Three Lessons Digital Retailers Can Learn From Fishing
Now that the dog days of summer are here, it’s a perfect time to go fishing. While fishing may be the opposite of work (at least if done properly), there are still valuable lessons digital retailers can take from the ocean, lake or stream back to the office. Here are a few fishing-related digital retail tips even non-anglers can follow.
Fresh water fishing aficionados know that fish swimming in lakes and ponds like structure, or changes in contour and depth along the bottom of the body of water. Structure can include man-made features like the remains of a boat, as well as natural changes in the surface. Knowing where the structure is can make a huge difference in the success of a fishing expedition.
Likewise, digital retailers need to be aware of online “structure” that attracts consumers who are likely to buy their products. This includes blogs, social media pages, video channels, online communities, coupon and deal sites, digital shopping and auction platforms, and popular RSS feeds. By carefully using structure to help target high-value consumers with relevant messages, offers and information, digital retailers can land new customers instead of mourning the ones who got away.
Even the hardiest of old salts realizes that highly sophisticated, GPS-enabled fish finding technology makes locating elusive marine quarry much easier. While fish finding systems do not negate the value of human instinct and expertise that can only be honed by years on the water, they complement gut feeling nicely and also allow even non-expert anglers to increase their catches.
Digital retailers can similarly buttress the know-how of in-house merchandising and marketing experts with the use of advanced IT solutions that track the behavior, purchase habits and even location of shoppers in near-real or real time. Thus retailers can make much more precisely targeted offers via text, email, automated coupon, or other digitally enhanced means at the moment when customers are most likely to take advantage of them. And the user-friendly interfaces of most modern IT applications means that the functionality to deliver highly personalized and timely offers can be distributed to store associates and customer service representatives as well as to senior marketing and technology personnel.
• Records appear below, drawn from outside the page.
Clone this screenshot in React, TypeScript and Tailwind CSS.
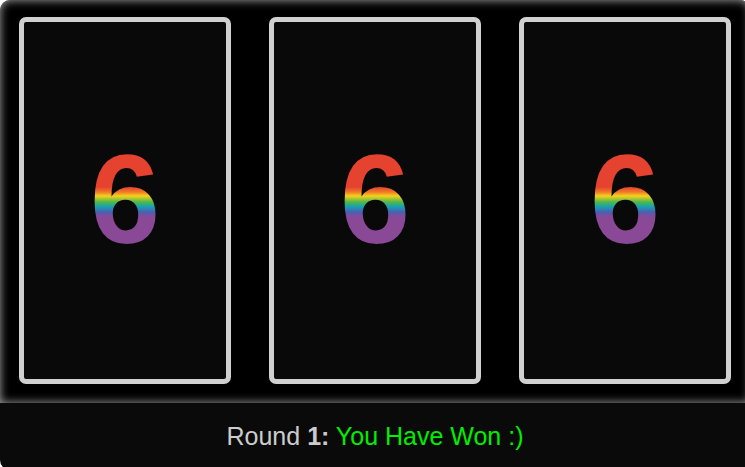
import React from "react";

const Card = () => (
  <div className="w-[212px] h-[367px] rounded-[7px] border-[5px] border-[#d0d0d0] bg-[#090909] flex items-center justify-center">
    <span className="inline-block text-[126px] leading-none font-bold font-['Liberation_Sans',Arial,sans-serif] text-transparent bg-clip-text bg-[linear-gradient(to_bottom,#e5422f_0px,#e5422f_50px,#ef7a26_55px,#f6d11c_59px,#4fb84a_65px,#169fb4_70px,#4b5fb2_75px,#8a4997_80px,#8a4997_128px)] -mt-[2px]">
      6
    </span>
  </div>
);

export default function App() {
  return (
    <div className="w-[745px] h-[467px] overflow-hidden bg-white">
      <div className="w-[750px] font-['Liberation_Sans',Arial,sans-serif]">
        <div className="h-[403px] bg-black rounded-t-[10px] shadow-[inset_0_0_10px_#aaa] pt-[17px] pl-[19px] flex gap-[38px]">
          <Card />
          <Card />
          <Card />
        </div>
        <div className="h-[67px] bg-[#0a0a0a] rounded-b-[10px] flex items-center justify-center text-[25px] text-[#cccccc]">
          <span>
            Round <b className="font-bold">1:</b>{" "}
            <span className="text-[#00ee00]">You Have Won :)</span>
          </span>
        </div>
      </div>
    </div>
  );
}
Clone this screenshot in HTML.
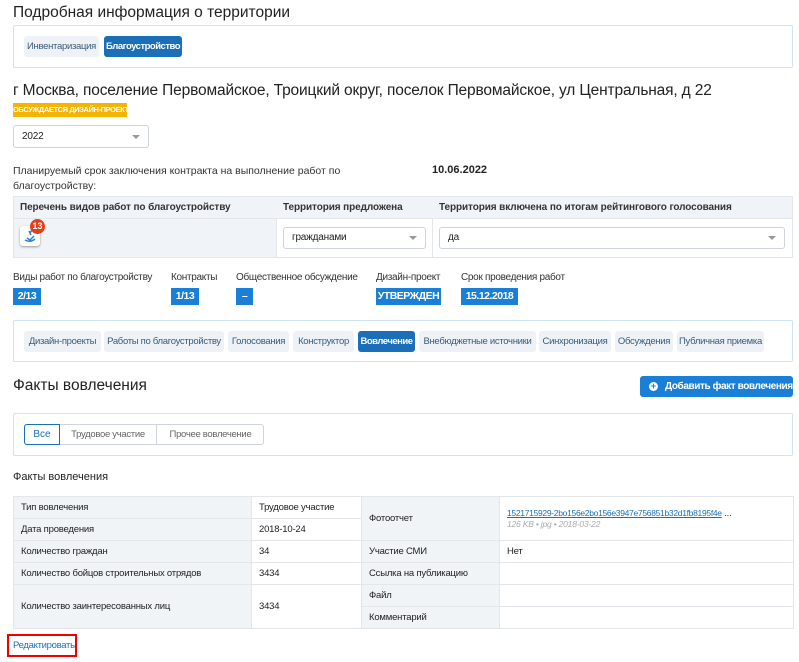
<!DOCTYPE html>
<html><head><meta charset="utf-8"><style>
*{box-sizing:border-box;margin:0;padding:0}
body{width:799px;height:662px;background:#fff;font-family:"Liberation Sans",sans-serif;color:#222;position:relative;overflow:hidden}
.a{position:absolute;white-space:nowrap}
.box{position:absolute;border:1px solid #cfe3f5;border-radius:2px;background:#fff}
.tab{position:absolute;height:21px;line-height:21px;font-size:9.5px;letter-spacing:-0.3px;white-space:nowrap;text-align:center;background:#eef2f6;color:#3a5a7a;border-radius:3px}
.tab.on{background:#1a6fb8;color:#fff;font-weight:bold;letter-spacing:-0.5px}
.bdg{position:absolute;height:17px;line-height:17px;font-size:10.5px;letter-spacing:-0.5px;white-space:nowrap;font-weight:bold;color:#fff;background:#1a7fd6;text-align:center}
.sel{position:absolute;border:1px solid #cfd4da;border-radius:3px;background:#fff;font-size:10px;letter-spacing:-0.2px;padding-left:8px}
.sel:after{content:"";position:absolute;right:8px;top:50%;margin-top:-2px;border:4px solid transparent;border-top:4px solid #999;border-bottom:0}
.lbl{font-size:11px;color:#333}
.sm{font-size:10px;letter-spacing:-0.3px;color:#333}
.th{font-size:10px;font-weight:bold;letter-spacing:-0.1px;color:#333}
table{position:absolute;border-collapse:collapse;font-size:9.5px;letter-spacing:-0.2px}
td{border:1px solid #e3e7ec;padding:0 7px;height:22px;white-space:nowrap}
.g{background:#f1f4f7}
</style></head><body>
<div class="a" style="left:13px;top:4px;font-size:15.5px">Подробная информация о территории</div>
<div class="box" style="left:13px;top:25px;width:780px;height:43px"></div>
<div class="tab" style="left:24px;top:36px;width:75px">Инвентаризация</div>
<div class="tab on" style="left:104px;top:36px;width:78px">Благоустройство</div>
<div class="a" style="left:13px;top:82px;font-size:15.5px;letter-spacing:-0.15px">г Москва, поселение Первомайское, Троицкий округ, поселок Первомайское, ул Центральная, д 22</div>
<div class="a" style="left:13px;top:103px;width:114px;height:14px;background:#f5b400;color:#fff;font-size:7.5px;letter-spacing:-0.4px;font-weight:bold;line-height:14px;text-align:center;overflow:hidden">ОБСУЖДАЕТСЯ ДИЗАЙН-ПРОЕКТ</div>
<div class="sel" style="left:13px;top:125px;width:136px;height:23px;line-height:21px">2022</div>
<div class="a lbl" style="left:13px;top:164px;line-height:15px;font-size:10.5px">Планируемый срок заключения контракта на выполнение работ по<br>благоустройству:</div>
<div class="a" style="left:432px;top:164px;font-size:11px;font-weight:bold">10.06.2022</div>
<div class="a" style="left:13px;top:196px;width:780px;height:23px;background:#f0f3f7;border:1px solid #e3e7ec"></div>
<div class="a" style="left:13px;top:218px;width:264px;height:40px;background:#f0f3f7;border:1px solid #e3e7ec"></div>
<div class="a" style="left:276px;top:218px;width:517px;height:40px;border:1px solid #e3e7ec"></div>
<div class="a" style="left:432px;top:218px;width:1px;height:40px;background:#e3e7ec"></div>
<div class="a th" style="left:20px;top:202px">Перечень видов работ по благоустройству</div>
<div class="a th" style="left:283px;top:202px">Территория предложена</div>
<div class="a th" style="left:439px;top:202px">Территория включена по итогам рейтингового голосования</div>
<div class="a" style="left:20px;top:226px;width:20px;height:20px;background:#fff;border-radius:3px;box-shadow:0 1px 2px #999"><svg width="20" height="20"><path d="M5 14q5 3 10-1M7 12l3 2 4-4M9 5l2 4M12 4l-2 3" stroke="#2a7fd0" stroke-width="1.5" fill="none"/></svg></div>
<div class="a" style="left:30px;top:219px;width:15px;height:15px;border-radius:50%;background:#e0401a;color:#fff;font-size:9px;font-weight:bold;text-align:center;line-height:15px">13</div>
<div class="sel" style="left:283px;top:227px;width:143px;height:22px;line-height:20px">гражданами</div>
<div class="sel" style="left:439px;top:227px;width:346px;height:22px;line-height:20px">да</div>
<div class="a sm" style="left:13px;top:272px">Виды работ по благоустройству</div>
<div class="a sm" style="left:171px;top:272px">Контракты</div>
<div class="a sm" style="left:236px;top:272px">Общественное обсуждение</div>
<div class="a sm" style="left:376px;top:272px">Дизайн-проект</div>
<div class="a sm" style="left:461px;top:272px">Срок проведения работ</div>
<div class="bdg" style="left:13px;top:288px;width:28px">2/13</div>
<div class="bdg" style="left:171px;top:288px;width:28px">1/13</div>
<div class="bdg" style="left:236px;top:288px;width:17px">–</div>
<div class="bdg" style="left:376px;top:288px;width:65px">УТВЕРЖДЕН</div>
<div class="bdg" style="left:461px;top:288px;width:57px">15.12.2018</div>
<div class="box" style="left:13px;top:320px;width:780px;height:42px"></div>
<div class="tab" style="left:24px;top:331px;width:77px">Дизайн-проекты</div>
<div class="tab" style="left:104px;top:331px;width:120px">Работы по благоустройству</div>
<div class="tab" style="left:228px;top:331px;width:61px">Голосования</div>
<div class="tab" style="left:293px;top:331px;width:61px">Конструктор</div>
<div class="tab on" style="left:358px;top:331px;width:57px">Вовлечение</div>
<div class="tab" style="left:419px;top:331px;width:117px">Внебюджетные источники</div>
<div class="tab" style="left:539px;top:331px;width:72px">Синхронизация</div>
<div class="tab" style="left:615px;top:331px;width:58px">Обсуждения</div>
<div class="tab" style="left:677px;top:331px;width:87px">Публичная приемка</div>
<div class="a" style="left:13px;top:377px;font-size:15.5px">Факты вовлечения</div>
<div class="a" style="left:640px;top:376px;width:153px;height:21px;background:#1a7fd6;border-radius:3px;color:#fff;font-size:10px;letter-spacing:-0.4px;font-weight:bold;line-height:21px;padding-left:25px">Добавить факт вовлечения</div>
<div class="a" style="left:649px;top:382px;width:9px;height:9px;border-radius:50%;background:#fff;color:#1a7fd6;font-size:9px;line-height:9px;text-align:center;font-weight:bold">+</div>
<div class="box" style="left:13px;top:413px;width:780px;height:43px"></div>
<div class="a" style="left:24px;top:424px;width:240px;height:21px;border:1px solid #cfd4da;border-radius:3px"></div>
<div class="a" style="left:24px;top:424px;width:36px;height:21px;border:1px solid #1a6fb8;border-radius:3px 0 0 3px;font-size:10px;color:#1a6fb8;text-align:center;line-height:19px">Все</div>
<div class="a" style="left:60px;top:424px;width:97px;height:21px;border-right:1px solid #cfd4da;font-size:9.5px;letter-spacing:-0.3px;color:#666;text-align:center;line-height:21px">Трудовое участие</div>
<div class="a" style="left:157px;top:424px;width:107px;height:21px;font-size:9.5px;letter-spacing:-0.3px;color:#666;text-align:center;line-height:21px">Прочее вовлечение</div>
<div class="a" style="left:13px;top:471px;font-size:11px">Факты вовлечения</div>
<table style="left:13px;top:496px;width:781px">
<tr><td class="g" style="width:238px">Тип вовлечения</td><td style="width:110px">Трудовое участие</td><td class="g" rowspan="2" style="width:138px">Фотоотчет</td><td rowspan="2"><span style="color:#1a6fb8;text-decoration:underline;font-size:8.5px;letter-spacing:-0.3px">1521715929-2bo156e2bo156e3947e756851b32d1fb8195f4e</span> ...<br><i style="color:#aaa;font-size:8.5px">126 KB • jpg • 2018-03-22</i></td></tr>
<tr><td class="g">Дата проведения</td><td>2018-10-24</td></tr>
<tr><td class="g">Количество граждан</td><td>34</td><td class="g">Участие СМИ</td><td>Нет</td></tr>
<tr><td class="g">Количество бойцов строительных отрядов</td><td>3434</td><td class="g">Ссылка на публикацию</td><td></td></tr>
<tr><td class="g" rowspan="2">Количество заинтересованных лиц</td><td rowspan="2">3434</td><td class="g">Файл</td><td></td></tr>
<tr><td class="g">Комментарий</td><td></td></tr>
</table>
<div class="a" style="left:7px;top:634px;width:70px;height:23px;border:2px solid #e00;font-size:9.5px;letter-spacing:-0.3px;color:#1a6fb8;line-height:19px;padding-left:4px">Редактировать</div>
</body></html>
Simply throw a worm on a hook, toss your line in the water, and get ready for… a lot of waiting and watching. Different fish require different bait, which may be live or manmade and vary by a dizzying array of other crucial features. In addition, how you cast, the type of rod and line you use, and numerous other factors are critical to successfully catching the type of fish you are after.
Digital retailers also need to realize that different types of omnichannel “bait” work best for different types of customers. Tech-savvy, rushed Millennials may react well to location-based, time-sensitive texts, while slower-paced Boomers may prefer an email notifying them of a personalized deal well in advance. Women may like participating in cooperative social games while men may want online recognition on a leaderboard for competitive achievements. Just remember that even knowing where your digital customers congregate and what they’re doing at a given moment won’t produce results if you don’t know who they are and what they want.